Not that anyone was necessarily sympathetic toward the C’s considering the Bulls were devoid of Luol Deng in the prior series and Jameer Nelson was absent for the Magic. However, the magnitude of this subtraction for Boston was significant because of KG’s unparalleled role as a leader and oppressor.
It had been 14 years since the Celtics and Magic clashed in a playoff series. Orlando closed the historic Boston Garden in 1995 with a memorable First Round triumph, which paved the way for a treasured voyage to the NBA Finals.
But unlike that year when the Magic were heavy favorites, this time it was quite the opposite. Despite no Garnett, Boston was projected to cruise. With Paul Pierce, Ray Allen and a radically improved Rajon Rondo, the C’s seemed poised to return to the conference finals.
However, that sentiment went stale rather quickly when the series began. Orlando’s balanced offense and stingy defense against an outwardly exhausted bunch in Boston proved too significant as the Magic took a 1-0 series advantage.
Suddenly the critics, who by and large all predicted the Celtics to win this series, began to wonder, were the Magic the better team? Well, the C’s responded with their own message in Game 2 as Eddie House poured in 31 points off the bench and Rondo dished out 18 assists to help Boston even up the series.
Not at all shaken and actually ecstatic considering they stole away the home-court edge, the Magic returned home and pounced all over the C’s in Game 3. And they did it without starting point guard Rafer Alston, who was suspended as a result of an altercation he had with House in the preceding game.
Rapidly, a thought-to-be quick and painless series for Boston evolved into an upset in the making. Orlando had everyone’s attention and the support from the hometown fans was as radiant as ever.
With so much riding on Game 4, particularly for the Celtics who wanted no part of a 3-1 series deficit, it was not surprising that this pivotal contest was a tug-of-war from the opening tipoff.
Back and forth they went and eventually it would come down to a breathtaking final minute and more specifically a heart-wrenching final few seconds.
Down one with the shot clock off, Boston would rely on the composure of a young budding big man. Forced to pass because of a double team near the top of the key, Pierce found Glen “Big Baby” Davis open on the wing and his 18-foot jumper was pure at the buzzer to lift the C’s to a stirring Game 4 victory.
Silence and disbelief ensued at Amway Arena and suddenly all the momentum had returned to the men in green.
Clearly devastated and distraught, the Magic were once again motionless in the late stages of Game 5 at TD Garden.
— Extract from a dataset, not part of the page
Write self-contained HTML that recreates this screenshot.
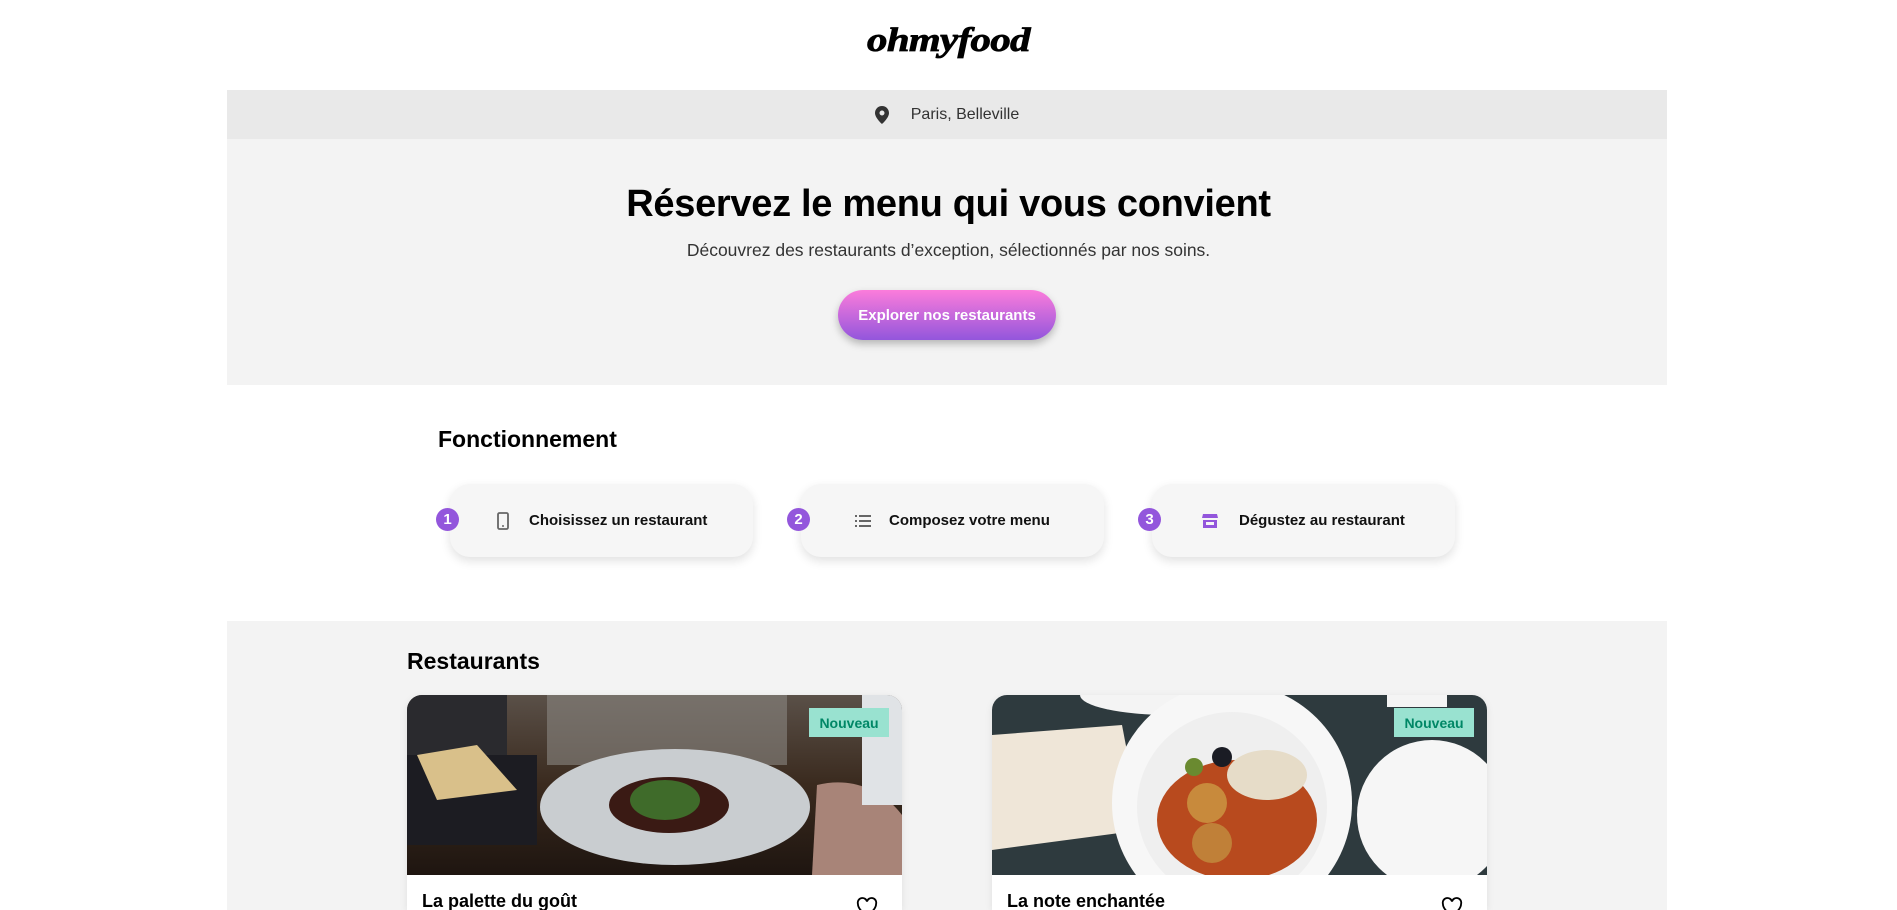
<!DOCTYPE html>
<html><head><meta charset="utf-8"><style>
*{margin:0;padding:0;box-sizing:border-box}
html,body{width:1897px;height:910px;overflow:hidden}
body{background:#fff;font-family:"Liberation Sans",Arial,sans-serif;position:relative;color:#000}
.abs{position:absolute}
.logo{left:0;width:1897px;top:22px;text-align:center;font-family:"Liberation Serif",serif;font-style:italic;font-weight:900;font-size:34px;letter-spacing:-0.5px;transform:scaleX(1.2);-webkit-text-stroke:0.8px #000}
.loc{left:227px;width:1440px;top:90px;height:49px;background:#e9e9e9;display:flex;align-items:center;justify-content:center;font-size:16px;color:#333}
.hero{left:227px;width:1440px;top:139px;height:246px;background:#f3f3f3}
.sub{left:0;width:1897px;top:240px;text-align:center;font-size:17.5px;color:#333}
.btn{left:838px;top:290px;width:218px;height:50px;border-radius:25px;background:linear-gradient(#fb7cdb,#9356dc);color:#fff;font-weight:bold;font-size:15px;display:flex;align-items:center;justify-content:center;box-shadow:0 4px 8px rgba(0,0,0,.25)}
.h2{font-size:23px;font-weight:bold}
.card{height:73px;width:303px;top:484px;background:#f6f6f6;border-radius:20px;box-shadow:0 4px 10px rgba(0,0,0,.12);display:flex;align-items:center;font-size:15px;font-weight:bold;color:#111}
.num{width:23px;height:23px;border-radius:50%;background:#9356dc;color:#fff;font-size:15px;font-weight:bold;display:flex;align-items:center;justify-content:center;top:508px}
.rest{left:227px;width:1440px;top:621px;height:289px;background:#f3f3f3}
.rc{top:695px;width:495px;height:215px;background:#fff;border-radius:15px 15px 0 0;overflow:hidden;box-shadow:0 2px 8px rgba(0,0,0,.08)}
.rc svg{display:block}
.badge{top:13px;right:13px;width:80px;height:29px;background:#99e2d0;color:#008766;font-weight:bold;font-size:14px;display:flex;align-items:center;justify-content:center}
.rt{left:15px;top:196px;font-size:18px;font-weight:bold}
</style></head><body>
<div class="abs logo">ohmyfood</div>
<div class="abs loc"><svg width="14" height="18" viewBox="0 0 14 18" style="margin-right:22px"><path d="M7 0C3.1 0 0 3.1 0 7c0 5 7 11 7 11s7-6 7-11c0-3.9-3.1-7-7-7zm0 9.5A2.5 2.5 0 1 1 7 4.5a2.5 2.5 0 0 1 0 5z" fill="#333"/></svg>Paris, Belleville</div>
<div class="abs hero"></div>
<div class="abs" style="left:0;width:1897px;top:183px;text-align:center;font-size:38px;font-weight:bold;letter-spacing:-0.3px">Réservez le menu qui vous convient</div>
<div class="abs sub">Découvrez des restaurants d’exception, sélectionnés par nos soins.</div>
<div class="abs btn">Explorer nos restaurants</div>
<div class="abs h2" style="left:438px;top:426px">Fonctionnement</div>

<div class="abs card" style="left:450px"><svg width="12" height="18" viewBox="0 0 12 18" style="margin-left:47px;margin-right:20px"><rect x="1" y="1" width="10" height="16" rx="1.5" fill="none" stroke="#666" stroke-width="1.8"/><circle cx="6" cy="14" r="1" fill="#666"/></svg>Choisissez un restaurant</div>
<div class="abs card" style="left:801px"><svg width="16" height="14" viewBox="0 0 16 14" style="margin-left:54px;margin-right:18px"><g fill="#666"><rect x="0" y="1" width="2" height="2"/><rect x="0" y="6" width="2" height="2"/><rect x="0" y="11" width="2" height="2"/><rect x="4" y="1" width="12" height="2"/><rect x="4" y="6" width="12" height="2"/><rect x="4" y="11" width="12" height="2"/></g></svg>Composez votre menu</div>
<div class="abs card" style="left:1152px"><svg width="16" height="16" viewBox="0 0 16 16" style="margin-left:50px;margin-right:21px"><path d="M1 1h14l1 4H0z" fill="#9356dc"/><rect x="1" y="7" width="14" height="8" fill="#9356dc"/><rect x="4" y="9" width="8" height="3" fill="#f6f6f6"/></svg>Dégustez au restaurant</div>
<div class="abs num" style="left:436px">1</div>
<div class="abs num" style="left:787px">2</div>
<div class="abs num" style="left:1138px">3</div>

<div class="abs rest"></div>
<div class="abs h2" style="left:407px;top:648px">Restaurants</div>

<div class="abs rc" style="left:407px">
<svg width="495" height="180" viewBox="0 0 495 180">
<defs><linearGradient id="g1" x1="0" y1="0" x2="0" y2="1"><stop offset="0" stop-color="#5a5048"/><stop offset=".5" stop-color="#3a2a1e"/><stop offset="1" stop-color="#1e1510"/></linearGradient></defs>
<rect width="495" height="180" fill="url(#g1)"/>
<rect x="140" y="0" width="240" height="70" fill="#8a8782" opacity=".6"/>
<rect x="0" y="0" width="100" height="60" fill="#2a2a2e"/>
<ellipse cx="268" cy="112" rx="135" ry="58" fill="#c9cdd0"/>
<ellipse cx="262" cy="110" rx="60" ry="28" fill="#3a1a14"/>
<ellipse cx="258" cy="105" rx="35" ry="20" fill="#3f6b2a"/>
<rect x="0" y="60" width="130" height="90" fill="#1c1c22"/>
<path d="M10 60l60-10 40 45-80 10z" fill="#d9c08a"/>
<path d="M410 90c40-10 70 10 85 30v60h-90z" fill="#a88478"/>
<rect x="455" y="0" width="40" height="110" fill="#e0e3e6"/>
</svg>
<div class="abs badge">Nouveau</div>
<div class="abs rt">La palette du goût</div>
<svg class="abs" style="left:449px;top:202px" width="22" height="20" viewBox="0 0 24 22"><path d="M12 21S2 14 2 7.5A5 5 0 0 1 12 5a5 5 0 0 1 10 2.5C22 14 12 21 12 21z" fill="none" stroke="#000" stroke-width="2"/></svg>
</div>

<div class="abs rc" style="left:992px">
<svg width="495" height="180" viewBox="0 0 495 180">
<rect width="495" height="180" fill="#2e3a3e"/>
<path d="M0 40l130-10 20 105-150 20z" fill="#efe6d8"/>
<ellipse cx="178" cy="0" rx="90" ry="20" fill="#f4f4f4"/>
<circle cx="240" cy="108" r="120" fill="#f7f7f7"/>
<circle cx="240" cy="112" r="95" fill="#efefef"/>
<ellipse cx="245" cy="125" rx="80" ry="60" fill="#b84a1e"/>
<circle cx="215" cy="108" r="20" fill="#c88a3c"/>
<circle cx="220" cy="148" r="20" fill="#c08038"/>
<ellipse cx="275" cy="80" rx="40" ry="25" fill="#e6dcc8"/>
<circle cx="202" cy="72" r="9" fill="#6a8a30"/>
<circle cx="230" cy="62" r="10" fill="#1a1c24"/>
<circle cx="440" cy="120" r="75" fill="#f6f6f6"/>
<rect x="395" y="0" width="60" height="12" fill="#f4f4f4"/>
</svg>
<div class="abs badge">Nouveau</div>
<div class="abs rt">La note enchantée</div>
<svg class="abs" style="left:449px;top:202px" width="22" height="20" viewBox="0 0 24 22"><path d="M12 21S2 14 2 7.5A5 5 0 0 1 12 5a5 5 0 0 1 10 2.5C22 14 12 21 12 21z" fill="none" stroke="#000" stroke-width="2"/></svg>
</div>
</body></html>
Up 10 with less than five minutes remaining, Orlando’s offense became unglued while Boston’s supporting cast, including Big Baby and Stephon Marbury, rose to the occasion to propel the C’s to a 3-2 series lead.
It seemed like a near impossibility for the Magic to overcome the daunting deficit, especially with Boston a perfect 32-0 when leading a seven-game series 3-2.
And for a moment late in the fourth quarter of Game 6 when Pierce started to erupt and had the C’s in front, things started to look really bleak for the Magic.
But rather than clench in fear, Orlando stepped up and rallied to avoid elimination. Dwight Howard posted 23 points and 22 rebounds and Hedo Turkoglu drilled a huge 3-pointer late as the Magic forced a decisive Game 7 in Boston.
Despite the Game 6 boost, nobody really gave Orlando a legit chance to walk into the TD Garden and actually beat the C’s. It seemed like such an overwhelming and taxing task. And it seemed like only a matter of time before the Magic would be packing their bags for summer vacation.
But hours prior to the showdown, confidence poured out from within the Magic. Patrick Ewing, an assistant coach for Orlando, guaranteed his team would prevail.
Most assumed the C’s would blow out the Magic. Some figured Orlando would put up a fight but fall short. And very few thought the Magic would eek out a victory in thrilling fashion.
But nobody could have predicted what actually happened. Led by Turkoglu’s outstanding 25-point, 12-assist performance and behind some extraordinary 3-point shooting (13-of-21 from beyond arc), the Magic crushed the Celtics in Game 7 to advance to the conference finals.
It was arguably the franchise’s most satisfying single win ever. The Magic defied the odds and proved the naysayers wrong. Celebration ensued in the visitor’s locker room. And though this was just another obstacle overcome on the road to glory, it drastically heightened the team’s overall confidence and trust in each other.